- Directed by: Maurice Murphy
- Written by: Bob Ellis
- Produced by: Brian Rosen
- Starring: Ben Oxenbould Rebecca Rigg Jeremy Larsson Martin Lewis
- Music by: Grahame Bond Rory O'Donoghue
- Production companies: Childrens Film Corporation Australian Film Commission Finn Productions
- Distributed by: Hoyts
- Release date: 18 December 1980;
- Running time: 91 minutes
- Country: Australia
- Language: English
- Budget: $350,000
- Box office: $1.064 million (Australia)

= Fatty Finn (film) =

Fatty Finn is a 1980 Australian film, directed by Maurice Murphy and starring Ben Oxenbould with Rebecca Rigg. It is based on the 1930s cartoon-strip character, Fatty Finn, created by Syd Nicholls and is loosely based on the 1927 silent film, The Kid Stakes.

==Plot==
Set in inner-city Woolloomooloo in Sydney, New South Wales in 1930, the neighbourhood nice guys are led by Fatty (real name Hubert Finn), an ambitious ten-year-old with an eye for making a quid. From shady frog jumping contests to a fixed goat race, Fatty uses his enterprise to raise enough money to buy a crystal set (radio without a separate power supply) that is worth seventeen shillings & sixpence (17/6), more than his Dad is able to save up in a year. Bruiser Murphy the bully and his gang try to stop him. Fatty uses his brains against his enemies' brawn to eventually triumph.

==Cast==
- Ben Oxenbould as Hubert 'Fatty' Finn
- Rebecca Rigg as Tilly
- Jeremy Larsson as Headlights
- Martin Lewis as Skeet
- Hugo Grieve as Seasy
- Sandy Leask as Lolly Legs
- Greg Kelly as Bruiser Murphy
- Christopher Norton as Snootle
- Bert Newton as John Finn
- Noni Hazlehurst as Myrtle Finn
- Gerard Kennedy as Tiger Murphy
- Su Cruickshank as Mrs Murphy
- Lorraine Bayly as Maggie McGrath
- Bill Young as Officer Claffey
- Ross Higgins as Radio Announcer
- Peter Rowley as Chauffeur
- Frank Wilson as Lord Mayor
- Henri Szeps as Mr Zilch
- Peter Carroll as Teacher

==Production==
Screenwriter Bob Ellis says it was his idea to make the film. He complained about interference from the film's producers, John Sexton and Yoram Gross, claiming Sexton in particular wanted a lot of changes, but changed his mind after David Puttnam praised Ellis's original draft. He later said of the film that "all the performances are dreadful, the conspicuous exception being Bert Newton's."

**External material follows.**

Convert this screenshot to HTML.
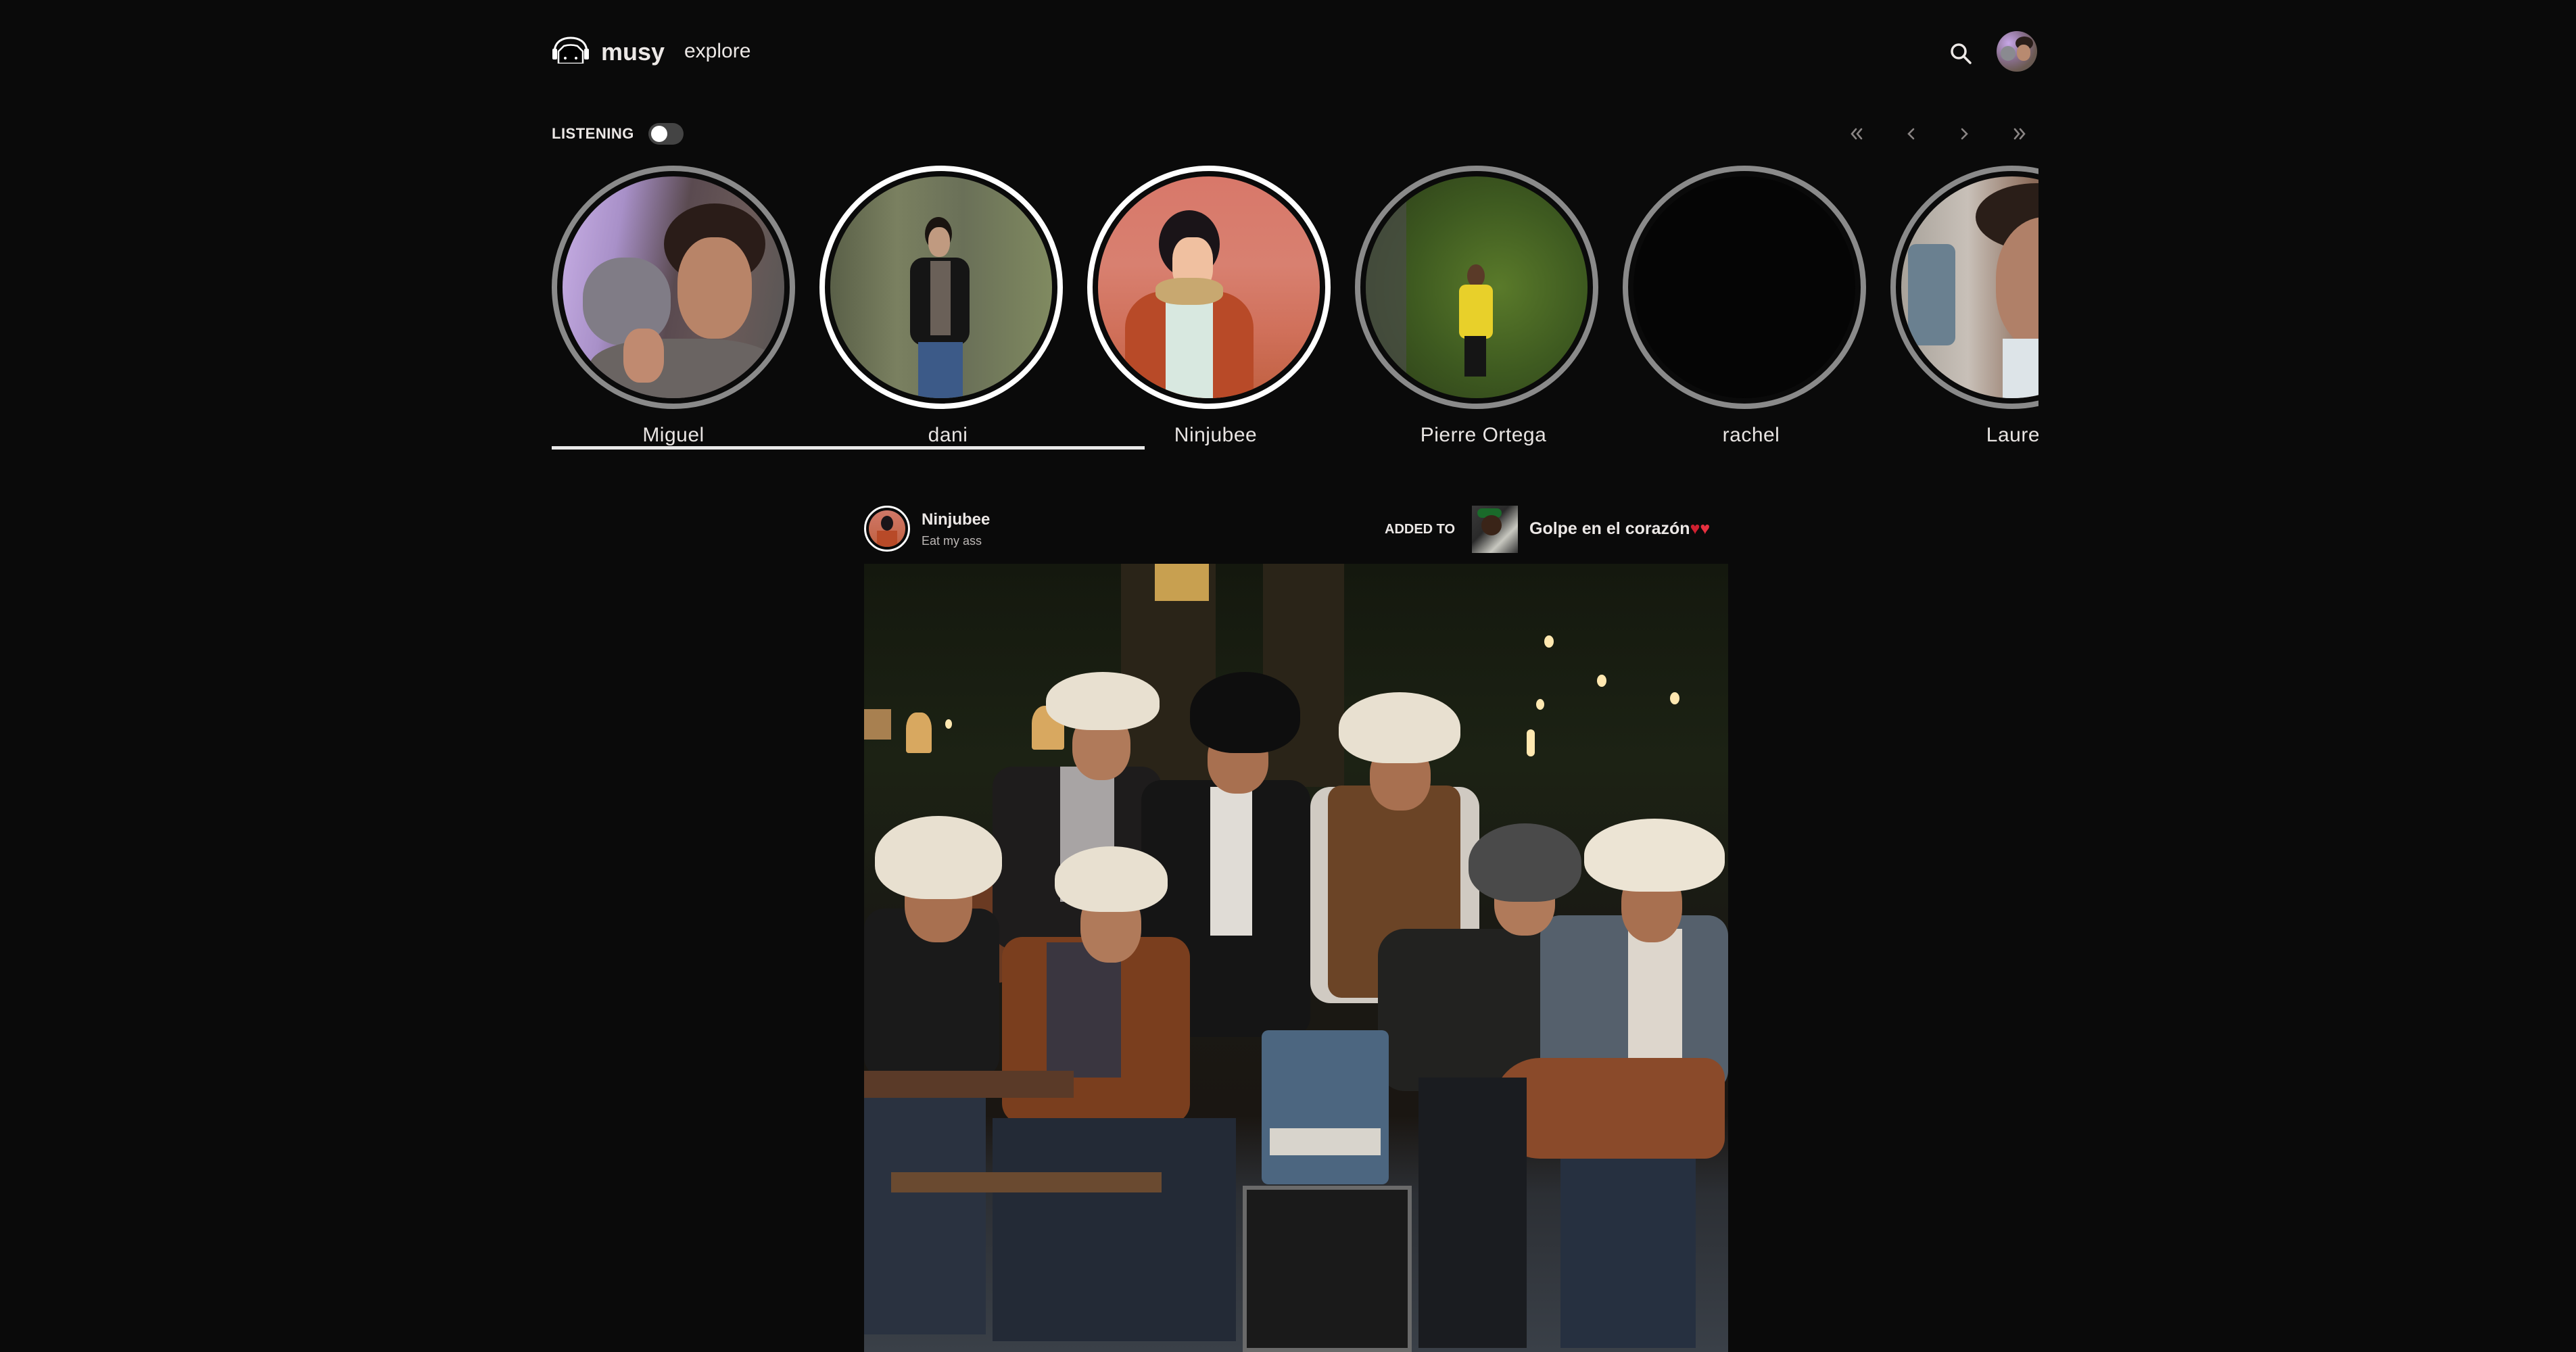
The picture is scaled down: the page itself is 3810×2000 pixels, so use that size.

Of the $350,000 budget, $120,000 came from the Australian Film Commission.

The movie was set in Woolloomooloo but the area had changed a lot since then so was shot in and around Glebe. Filming took place in January and February 1980.

==Reception==

===Box office===
Fatty Finn grossed $1.064 million at the box office in Australia.

===Awards===
The film was nominated for seven Australian Film Institute Awards in 1981 winning in the categories of 'Best Achievement in Costume Design' and 'Best Original Music Score'.